Her challenge is finding outfits that strike the right note: professional but not awkwardly formal, conservative but not uptight, relaxed but not inappropriately casual. Every item of clothing -- from the height of heels to the length of a skirt -- could inadvertently send the wrong message. "There's so many things that I think about, and I know the men in the office don't think about those things because they don't have to," she says.

Meanwhile, at Women's World Banking, where about two-thirds of the employees are women, president and CEO Mary Ellen Iskenderian agrees that an office built on women's norms would take life cycles more seriously, and suggests that even the 9 to 5 routine might be reconsidered if women were running the show. "Women are more about just getting the work done," she says. "In this organization, we have any number of young mothers who work a day, go offline, get the kids to bed and then appear again later in the evening."

The nonprofit's microfinance mission is women-focused, and women dominate the organization's New York offices, but Iskenderian doesn't believe that only women should rule the world. With a board composed of 10 women and one man, she says she is keen to recruit a couple more men. She believes at least three would provide a balance, citing studies of male-dominated boards that suffer communication problems when there aren't enough women "One woman ... is seen as a token, two are seen as in cahoots," she says.

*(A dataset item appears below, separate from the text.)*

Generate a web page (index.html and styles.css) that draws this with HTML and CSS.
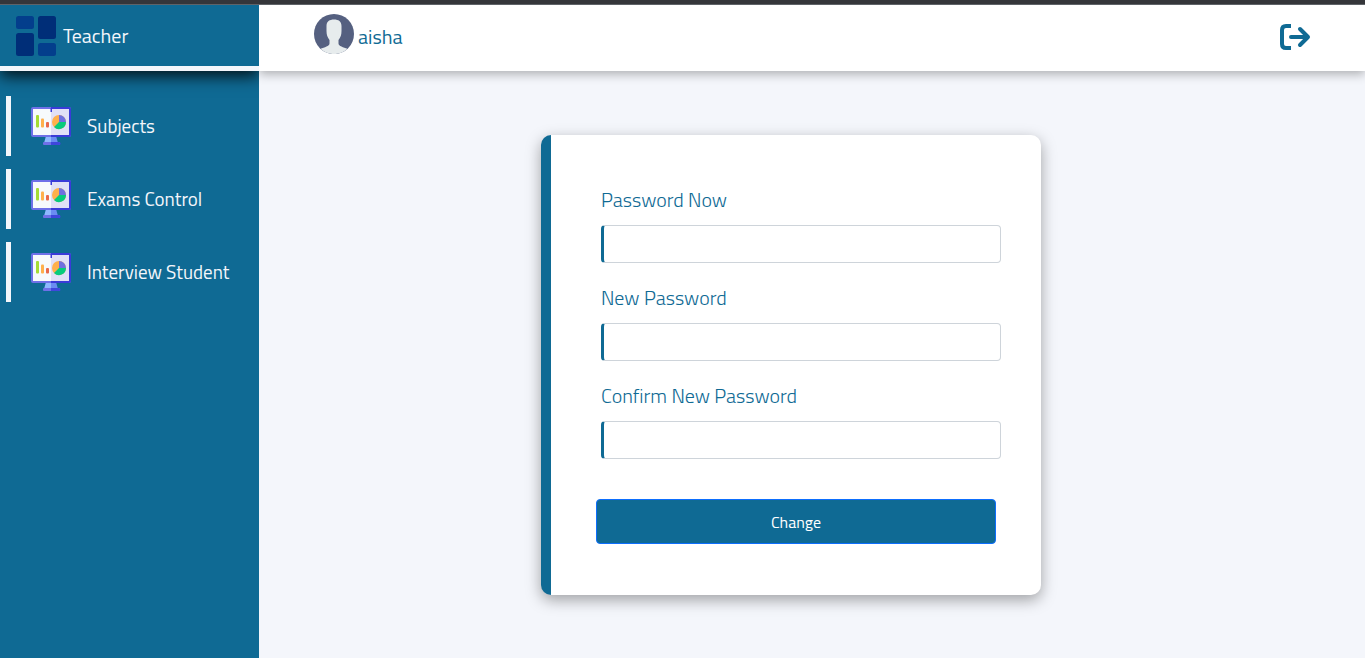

It is when the third woman arrives that all three become accepted as part of the larger group. Iskenderian has discovered the dynamic holds true when it's the other way around. "I have become a greater proponent of gender diversity than I ever was before," Iskenderian notes. The predominance of women on the board creates "a tremendous desire to move towards consensus.... It's a very fruitful forum for ideas and discussion, but what is hard is driving to a decision. I think the group dynamic is a more productive one when there is diversity."